Task description: Copy out lines with the word "React" from the material that follows.

Information shown:
— Begin —

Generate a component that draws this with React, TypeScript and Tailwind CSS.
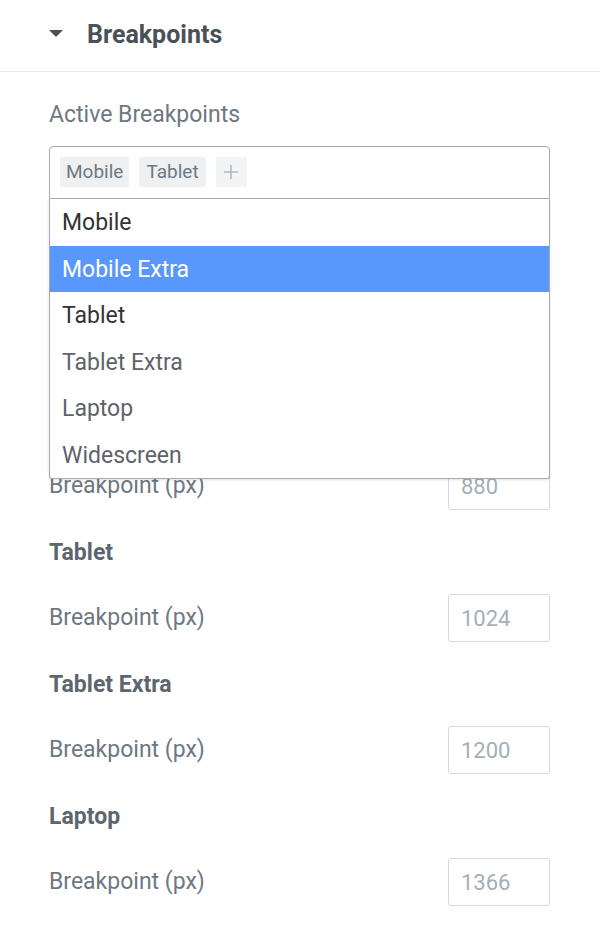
import React from "react";

const sections = [
  { title: "Mobile", value: "767" },
  { title: "Mobile Extra", value: "880" },
  { title: "Tablet", value: "1024" },
  { title: "Tablet Extra", value: "1200" },
  { title: "Laptop", value: "1366" },
];

const options = [
  { label: "Mobile", selected: true },
  { label: "Mobile Extra", highlighted: true },
  { label: "Tablet", selected: true },
  { label: "Tablet Extra" },
  { label: "Laptop" },
  { label: "Widescreen" },
];

export default function App() {
  return (
    <div
      className="w-[600px] h-[929px] bg-white overflow-hidden"
      style={{ fontFamily: "Roboto, 'Liberation Sans', sans-serif" }}
    >
      {/* Header */}
      <div className="h-[72px] flex items-center pl-[49px] border-b border-[#e6e8ea] pb-[3px]">
        <svg width="14" height="8" viewBox="0 0 14 8" className="mr-[24px]">
          <path d="M0 0 L14 0 L7 7 Z" fill="#495157" />
        </svg>
        <span className="text-[25px] font-bold text-[#495157] leading-none">Breakpoints</span>
      </div>

      <div className="pl-[49px] pr-[50px]">
        <div className="mt-[29px] h-[26px] flex items-center text-[23px] text-[#6d7882] leading-none">
          Active Breakpoints
        </div>

        {/* Select */}
        <div className="relative mt-[19px]">
          <div className="h-[53px] border border-[#aaaaaa] rounded-t-[4px] flex items-start gap-[10px] pl-[10px] pt-[10px]">
            <span className="h-[30px] px-[6px] bg-[#eef0f2] text-[#6d7882] text-[19px] flex items-center rounded-[2px]">
              Mobile
            </span>
            <span className="h-[30px] px-[7px] bg-[#eef0f2] text-[#6d7882] text-[19px] flex items-center rounded-[2px]">
              Tablet
            </span>
            <span className="h-[30px] w-[31px] bg-[#f3f4f5] flex items-center justify-center rounded-[2px]">
              <svg width="16" height="16" viewBox="0 0 16 16">
                <path d="M8 1 V15 M1 8 H15" stroke="#b4b9be" strokeWidth="1.6" />
              </svg>
            </span>
          </div>

          {/* Dropdown overlay */}
          <div className="absolute left-0 right-0 top-full z-10 bg-white border border-t-0 border-[#aaaaaa] rounded-b-[3px] shadow-[0_1px_3px_rgba(0,0,0,0.12)]">
            {options.map((o) => (
              <div
                key={o.label}
                className={
                  o.highlighted
                    ? "h-[46.5px] flex items-center pl-[12px] pt-[2px] text-[23px] bg-[#5897fb] text-white"
                    : o.selected
                    ? "h-[46.5px] flex items-center pl-[12px] pt-[2px] text-[23px] text-[#333333]"
                    : "h-[46.5px] flex items-center pl-[12px] pt-[2px] text-[23px] text-[#5f6368]"
                }
              >
                {o.label}
              </div>
            ))}
          </div>
        </div>

        {/* Sections */}
        <div className="mt-[76px]">
          {sections.map((s) => (
            <div key={s.title} className="pb-[29px]">
              <div className="h-[26px] flex items-center text-[23px] font-bold text-[#5d666e] leading-none">
                {s.title}
              </div>
              <div className="mt-[29px] h-[48px] flex items-center justify-between">
                <span className="text-[23px] text-[#6d7882]">Breakpoint (px)</span>
                <div className="w-[102px] h-[48px] border border-[#d5dadf] rounded-[3px] flex items-center pl-[12px] text-[22px] text-[#a4afb7]">
                  {s.value}
                </div>
              </div>
            </div>
          ))}
        </div>
      </div>
    </div>
  );
}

— End —

Problem solution:
Generate a component that draws this with React, TypeScript and Tailwind CSS.
import React from "react";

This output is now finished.